● JOB:
Filter for the word "TypeScript" and keep each matching line.

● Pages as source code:
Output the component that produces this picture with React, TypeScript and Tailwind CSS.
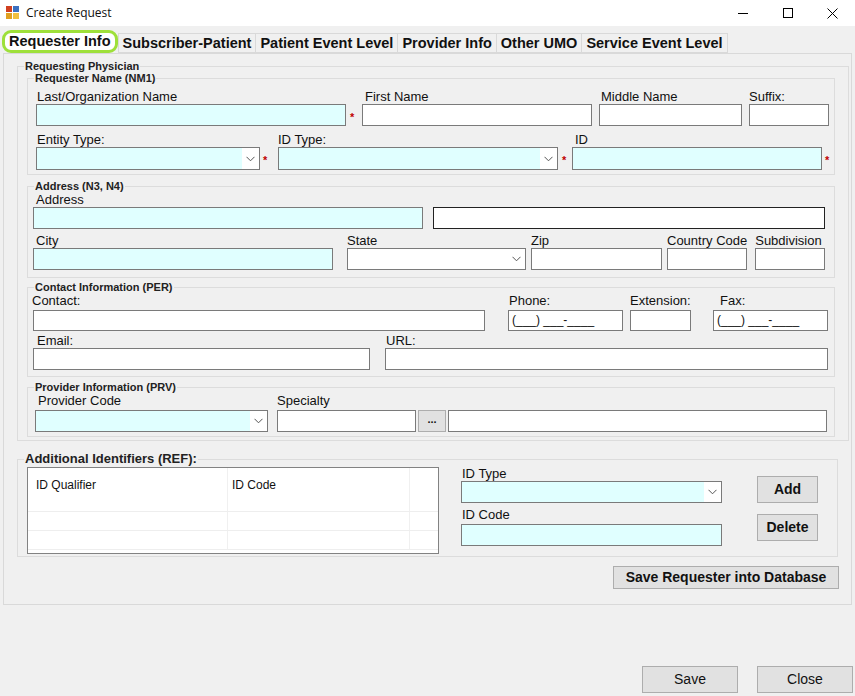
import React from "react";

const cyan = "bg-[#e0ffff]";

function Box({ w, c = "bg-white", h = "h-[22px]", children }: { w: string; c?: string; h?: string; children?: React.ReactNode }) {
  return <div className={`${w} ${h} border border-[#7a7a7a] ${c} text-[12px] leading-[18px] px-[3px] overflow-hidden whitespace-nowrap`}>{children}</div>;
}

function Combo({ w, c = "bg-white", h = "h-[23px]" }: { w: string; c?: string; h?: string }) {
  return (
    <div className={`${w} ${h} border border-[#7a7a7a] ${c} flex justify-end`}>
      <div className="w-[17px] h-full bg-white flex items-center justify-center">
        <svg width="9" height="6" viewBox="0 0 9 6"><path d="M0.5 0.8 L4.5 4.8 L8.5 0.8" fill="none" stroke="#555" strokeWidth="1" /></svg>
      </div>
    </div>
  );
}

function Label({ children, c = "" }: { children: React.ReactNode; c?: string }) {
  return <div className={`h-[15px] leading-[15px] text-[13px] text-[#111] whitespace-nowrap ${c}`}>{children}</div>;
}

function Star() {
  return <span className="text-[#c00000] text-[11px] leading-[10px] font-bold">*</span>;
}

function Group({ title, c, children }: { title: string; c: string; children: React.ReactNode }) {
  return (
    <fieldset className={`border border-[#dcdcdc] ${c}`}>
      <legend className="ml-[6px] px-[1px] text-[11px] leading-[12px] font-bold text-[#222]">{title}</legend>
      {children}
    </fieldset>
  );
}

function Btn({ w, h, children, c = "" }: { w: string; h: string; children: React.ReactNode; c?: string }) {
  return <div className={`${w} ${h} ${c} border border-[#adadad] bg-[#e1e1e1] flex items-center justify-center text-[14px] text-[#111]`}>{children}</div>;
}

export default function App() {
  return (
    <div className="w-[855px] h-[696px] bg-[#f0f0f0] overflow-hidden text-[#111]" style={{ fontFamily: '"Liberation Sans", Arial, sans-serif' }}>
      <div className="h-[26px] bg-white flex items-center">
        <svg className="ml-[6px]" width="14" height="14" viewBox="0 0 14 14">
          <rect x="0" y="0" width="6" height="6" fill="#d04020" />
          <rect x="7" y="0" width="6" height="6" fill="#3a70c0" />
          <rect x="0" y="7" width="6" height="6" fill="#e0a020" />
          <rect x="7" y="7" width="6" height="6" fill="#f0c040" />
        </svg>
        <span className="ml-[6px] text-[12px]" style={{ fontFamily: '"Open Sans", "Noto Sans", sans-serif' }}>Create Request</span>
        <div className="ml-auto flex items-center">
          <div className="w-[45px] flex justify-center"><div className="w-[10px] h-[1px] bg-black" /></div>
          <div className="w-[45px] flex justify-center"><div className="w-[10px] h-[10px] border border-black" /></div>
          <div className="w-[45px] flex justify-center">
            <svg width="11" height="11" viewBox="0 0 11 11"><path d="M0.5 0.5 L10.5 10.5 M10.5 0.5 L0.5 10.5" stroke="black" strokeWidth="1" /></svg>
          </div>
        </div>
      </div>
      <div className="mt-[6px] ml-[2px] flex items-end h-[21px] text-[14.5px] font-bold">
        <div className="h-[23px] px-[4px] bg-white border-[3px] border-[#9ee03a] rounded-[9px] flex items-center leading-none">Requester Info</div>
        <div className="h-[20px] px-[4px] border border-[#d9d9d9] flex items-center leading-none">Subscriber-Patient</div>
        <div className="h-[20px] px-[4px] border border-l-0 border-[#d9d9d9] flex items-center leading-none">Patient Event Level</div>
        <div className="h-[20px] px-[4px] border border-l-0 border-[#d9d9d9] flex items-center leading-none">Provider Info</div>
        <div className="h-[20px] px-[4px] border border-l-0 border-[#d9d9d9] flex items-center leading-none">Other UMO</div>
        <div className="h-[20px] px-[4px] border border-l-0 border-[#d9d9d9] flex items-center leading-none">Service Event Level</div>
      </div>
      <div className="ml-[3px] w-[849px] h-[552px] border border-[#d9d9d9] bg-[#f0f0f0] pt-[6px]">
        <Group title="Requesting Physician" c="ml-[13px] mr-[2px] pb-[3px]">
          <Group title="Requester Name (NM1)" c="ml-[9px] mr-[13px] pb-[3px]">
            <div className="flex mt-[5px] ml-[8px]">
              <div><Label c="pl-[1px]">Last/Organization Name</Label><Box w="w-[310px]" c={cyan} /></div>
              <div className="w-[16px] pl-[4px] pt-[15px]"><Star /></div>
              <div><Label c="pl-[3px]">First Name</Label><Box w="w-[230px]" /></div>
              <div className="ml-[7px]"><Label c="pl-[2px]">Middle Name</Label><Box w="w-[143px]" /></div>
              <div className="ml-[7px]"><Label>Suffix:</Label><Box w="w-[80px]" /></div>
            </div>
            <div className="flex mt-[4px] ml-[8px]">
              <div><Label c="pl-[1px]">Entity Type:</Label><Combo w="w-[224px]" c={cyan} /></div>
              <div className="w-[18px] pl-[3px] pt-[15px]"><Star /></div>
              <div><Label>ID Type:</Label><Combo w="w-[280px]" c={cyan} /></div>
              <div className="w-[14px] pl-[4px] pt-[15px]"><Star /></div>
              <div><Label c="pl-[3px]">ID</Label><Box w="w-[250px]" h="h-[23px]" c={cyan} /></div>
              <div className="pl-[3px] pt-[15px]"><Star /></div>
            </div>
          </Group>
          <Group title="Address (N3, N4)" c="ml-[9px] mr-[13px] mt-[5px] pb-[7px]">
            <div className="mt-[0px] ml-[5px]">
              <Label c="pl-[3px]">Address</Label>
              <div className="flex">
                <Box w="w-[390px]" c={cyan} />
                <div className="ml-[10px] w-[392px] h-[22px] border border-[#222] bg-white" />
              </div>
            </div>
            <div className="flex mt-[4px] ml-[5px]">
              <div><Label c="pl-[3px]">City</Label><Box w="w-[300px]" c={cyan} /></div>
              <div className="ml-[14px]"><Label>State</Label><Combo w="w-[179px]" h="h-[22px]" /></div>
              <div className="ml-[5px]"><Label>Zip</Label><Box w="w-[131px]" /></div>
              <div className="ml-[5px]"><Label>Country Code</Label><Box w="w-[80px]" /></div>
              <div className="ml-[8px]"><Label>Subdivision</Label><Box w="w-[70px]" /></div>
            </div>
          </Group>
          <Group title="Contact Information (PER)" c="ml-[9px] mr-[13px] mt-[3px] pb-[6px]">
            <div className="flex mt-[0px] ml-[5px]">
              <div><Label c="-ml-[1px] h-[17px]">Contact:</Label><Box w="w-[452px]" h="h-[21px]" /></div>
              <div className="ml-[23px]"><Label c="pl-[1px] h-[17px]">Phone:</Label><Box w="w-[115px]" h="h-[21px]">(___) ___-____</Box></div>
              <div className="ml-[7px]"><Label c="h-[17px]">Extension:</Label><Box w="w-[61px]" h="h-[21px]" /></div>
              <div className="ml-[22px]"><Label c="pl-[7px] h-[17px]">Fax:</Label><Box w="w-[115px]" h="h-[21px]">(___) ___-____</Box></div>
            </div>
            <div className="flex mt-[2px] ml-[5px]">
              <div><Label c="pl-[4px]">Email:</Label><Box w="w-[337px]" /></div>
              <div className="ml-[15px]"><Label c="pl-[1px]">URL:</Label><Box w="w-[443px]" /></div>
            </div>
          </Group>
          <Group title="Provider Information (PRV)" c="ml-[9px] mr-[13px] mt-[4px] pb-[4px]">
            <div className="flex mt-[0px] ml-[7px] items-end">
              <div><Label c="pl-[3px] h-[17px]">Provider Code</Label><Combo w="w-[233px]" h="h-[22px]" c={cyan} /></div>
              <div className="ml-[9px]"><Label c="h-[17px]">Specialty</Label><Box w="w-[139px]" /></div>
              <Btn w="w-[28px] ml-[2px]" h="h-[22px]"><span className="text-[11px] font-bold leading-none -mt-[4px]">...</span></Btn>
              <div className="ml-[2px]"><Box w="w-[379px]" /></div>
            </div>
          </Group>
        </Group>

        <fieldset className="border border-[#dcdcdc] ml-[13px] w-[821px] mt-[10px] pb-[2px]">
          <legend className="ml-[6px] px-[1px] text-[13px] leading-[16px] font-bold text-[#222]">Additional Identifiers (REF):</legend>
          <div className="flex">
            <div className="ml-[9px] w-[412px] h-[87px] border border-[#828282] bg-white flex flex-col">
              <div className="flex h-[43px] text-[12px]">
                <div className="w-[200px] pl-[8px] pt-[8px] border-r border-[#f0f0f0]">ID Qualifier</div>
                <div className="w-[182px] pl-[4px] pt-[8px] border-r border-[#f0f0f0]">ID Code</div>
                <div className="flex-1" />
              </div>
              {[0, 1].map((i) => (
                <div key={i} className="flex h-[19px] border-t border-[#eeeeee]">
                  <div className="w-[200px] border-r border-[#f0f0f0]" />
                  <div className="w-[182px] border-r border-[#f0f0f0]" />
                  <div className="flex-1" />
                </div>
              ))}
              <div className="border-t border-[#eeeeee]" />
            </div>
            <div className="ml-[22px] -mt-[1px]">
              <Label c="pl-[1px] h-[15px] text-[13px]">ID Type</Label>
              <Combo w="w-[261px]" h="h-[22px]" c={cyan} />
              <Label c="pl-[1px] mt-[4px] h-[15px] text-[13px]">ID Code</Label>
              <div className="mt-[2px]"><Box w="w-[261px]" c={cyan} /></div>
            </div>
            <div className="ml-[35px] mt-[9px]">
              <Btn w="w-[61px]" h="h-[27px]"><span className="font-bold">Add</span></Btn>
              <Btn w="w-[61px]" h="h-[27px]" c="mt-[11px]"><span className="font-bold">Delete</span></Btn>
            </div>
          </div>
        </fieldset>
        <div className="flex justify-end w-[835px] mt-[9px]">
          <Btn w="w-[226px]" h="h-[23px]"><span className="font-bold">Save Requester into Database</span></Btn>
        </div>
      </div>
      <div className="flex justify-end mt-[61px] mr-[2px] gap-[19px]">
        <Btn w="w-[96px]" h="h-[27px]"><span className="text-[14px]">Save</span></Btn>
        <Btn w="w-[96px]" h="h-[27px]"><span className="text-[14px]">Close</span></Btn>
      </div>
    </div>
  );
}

...

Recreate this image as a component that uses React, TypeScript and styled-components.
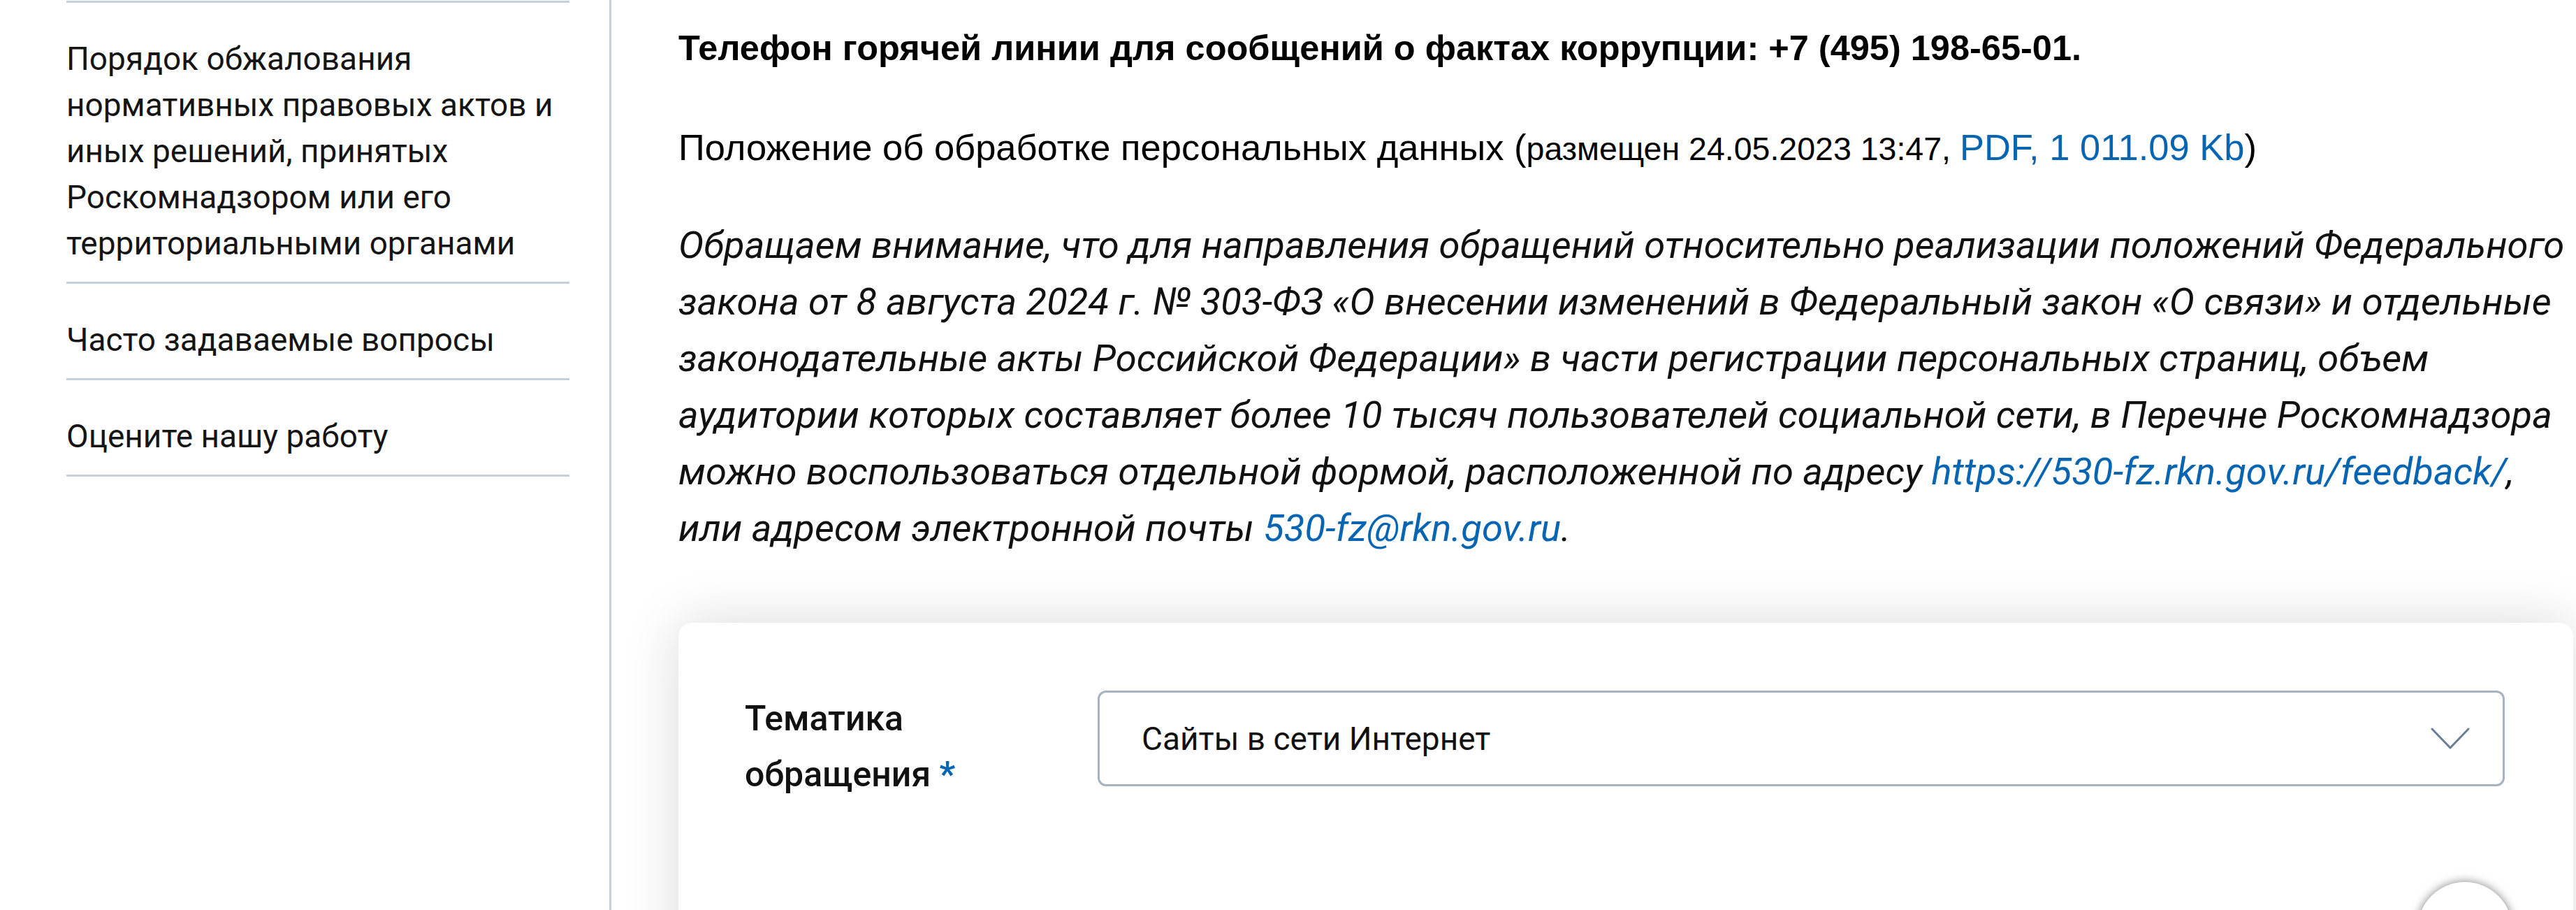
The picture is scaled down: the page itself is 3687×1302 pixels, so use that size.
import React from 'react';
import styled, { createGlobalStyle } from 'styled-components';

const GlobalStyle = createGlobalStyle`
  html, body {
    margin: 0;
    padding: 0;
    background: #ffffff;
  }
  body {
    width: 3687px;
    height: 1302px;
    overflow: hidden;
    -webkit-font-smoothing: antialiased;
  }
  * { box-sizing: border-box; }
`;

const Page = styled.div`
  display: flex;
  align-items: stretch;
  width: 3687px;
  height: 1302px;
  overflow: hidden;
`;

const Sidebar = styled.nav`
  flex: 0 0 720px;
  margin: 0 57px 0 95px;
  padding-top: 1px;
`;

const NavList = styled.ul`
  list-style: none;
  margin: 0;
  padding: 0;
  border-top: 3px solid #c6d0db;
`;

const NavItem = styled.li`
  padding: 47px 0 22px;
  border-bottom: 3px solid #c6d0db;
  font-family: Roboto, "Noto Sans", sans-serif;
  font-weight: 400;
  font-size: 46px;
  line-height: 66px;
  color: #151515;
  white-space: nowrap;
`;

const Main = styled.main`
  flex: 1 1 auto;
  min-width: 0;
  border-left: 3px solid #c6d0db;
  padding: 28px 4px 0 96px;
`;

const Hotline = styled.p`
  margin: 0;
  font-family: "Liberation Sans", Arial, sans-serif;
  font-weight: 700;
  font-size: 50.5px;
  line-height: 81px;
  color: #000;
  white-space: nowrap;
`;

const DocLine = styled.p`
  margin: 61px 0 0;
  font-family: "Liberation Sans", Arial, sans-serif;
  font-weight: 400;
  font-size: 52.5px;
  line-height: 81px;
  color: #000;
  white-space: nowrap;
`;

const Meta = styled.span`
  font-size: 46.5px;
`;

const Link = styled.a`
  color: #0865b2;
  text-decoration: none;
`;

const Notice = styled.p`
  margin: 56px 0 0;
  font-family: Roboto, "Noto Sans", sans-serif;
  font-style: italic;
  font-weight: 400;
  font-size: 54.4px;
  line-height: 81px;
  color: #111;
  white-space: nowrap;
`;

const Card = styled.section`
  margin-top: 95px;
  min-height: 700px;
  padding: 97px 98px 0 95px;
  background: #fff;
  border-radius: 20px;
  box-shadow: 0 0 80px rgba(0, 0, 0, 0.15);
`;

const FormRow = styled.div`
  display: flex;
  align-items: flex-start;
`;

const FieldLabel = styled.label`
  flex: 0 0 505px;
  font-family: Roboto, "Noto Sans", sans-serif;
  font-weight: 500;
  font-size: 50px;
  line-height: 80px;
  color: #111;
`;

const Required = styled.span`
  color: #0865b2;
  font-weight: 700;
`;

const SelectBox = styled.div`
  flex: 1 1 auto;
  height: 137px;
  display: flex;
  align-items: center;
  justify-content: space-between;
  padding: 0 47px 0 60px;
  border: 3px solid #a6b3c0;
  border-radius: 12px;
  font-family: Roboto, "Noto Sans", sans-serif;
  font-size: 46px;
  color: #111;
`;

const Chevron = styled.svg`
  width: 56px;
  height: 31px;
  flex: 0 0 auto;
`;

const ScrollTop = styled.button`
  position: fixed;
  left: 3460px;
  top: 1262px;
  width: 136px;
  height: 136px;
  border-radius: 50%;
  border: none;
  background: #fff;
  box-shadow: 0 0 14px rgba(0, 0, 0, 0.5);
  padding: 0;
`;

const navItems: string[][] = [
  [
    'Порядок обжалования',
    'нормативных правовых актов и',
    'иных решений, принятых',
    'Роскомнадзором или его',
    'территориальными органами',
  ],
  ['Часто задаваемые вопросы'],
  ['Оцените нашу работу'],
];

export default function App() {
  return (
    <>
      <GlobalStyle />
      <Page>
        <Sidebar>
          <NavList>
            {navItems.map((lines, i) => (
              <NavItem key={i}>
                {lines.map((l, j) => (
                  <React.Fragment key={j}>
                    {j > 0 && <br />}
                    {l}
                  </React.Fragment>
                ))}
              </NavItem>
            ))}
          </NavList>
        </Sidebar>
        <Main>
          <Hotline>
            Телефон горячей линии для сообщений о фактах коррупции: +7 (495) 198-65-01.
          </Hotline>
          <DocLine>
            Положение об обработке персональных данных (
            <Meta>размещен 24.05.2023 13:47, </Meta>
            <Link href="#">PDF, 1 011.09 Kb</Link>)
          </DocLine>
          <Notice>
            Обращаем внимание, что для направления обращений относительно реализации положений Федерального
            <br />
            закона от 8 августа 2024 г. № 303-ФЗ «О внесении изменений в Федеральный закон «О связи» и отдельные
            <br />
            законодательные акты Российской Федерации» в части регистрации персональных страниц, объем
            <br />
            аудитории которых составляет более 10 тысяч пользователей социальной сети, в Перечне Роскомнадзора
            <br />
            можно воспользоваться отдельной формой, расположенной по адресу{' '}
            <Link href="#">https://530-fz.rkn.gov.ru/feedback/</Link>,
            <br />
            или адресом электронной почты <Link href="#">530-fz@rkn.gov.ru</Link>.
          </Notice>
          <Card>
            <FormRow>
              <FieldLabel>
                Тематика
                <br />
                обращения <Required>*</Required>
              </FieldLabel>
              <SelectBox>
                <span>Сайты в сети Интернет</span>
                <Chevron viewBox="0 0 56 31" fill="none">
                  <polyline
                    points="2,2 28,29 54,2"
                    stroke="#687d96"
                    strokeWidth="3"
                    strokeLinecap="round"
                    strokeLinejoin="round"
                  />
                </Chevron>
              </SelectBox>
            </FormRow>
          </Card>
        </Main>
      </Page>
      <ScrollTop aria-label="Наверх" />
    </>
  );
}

● COMPLETE RESPONSE:
Output the component that produces this picture with React, TypeScript and Tailwind CSS.
Recreate this image as a component that uses React, TypeScript and styled-components.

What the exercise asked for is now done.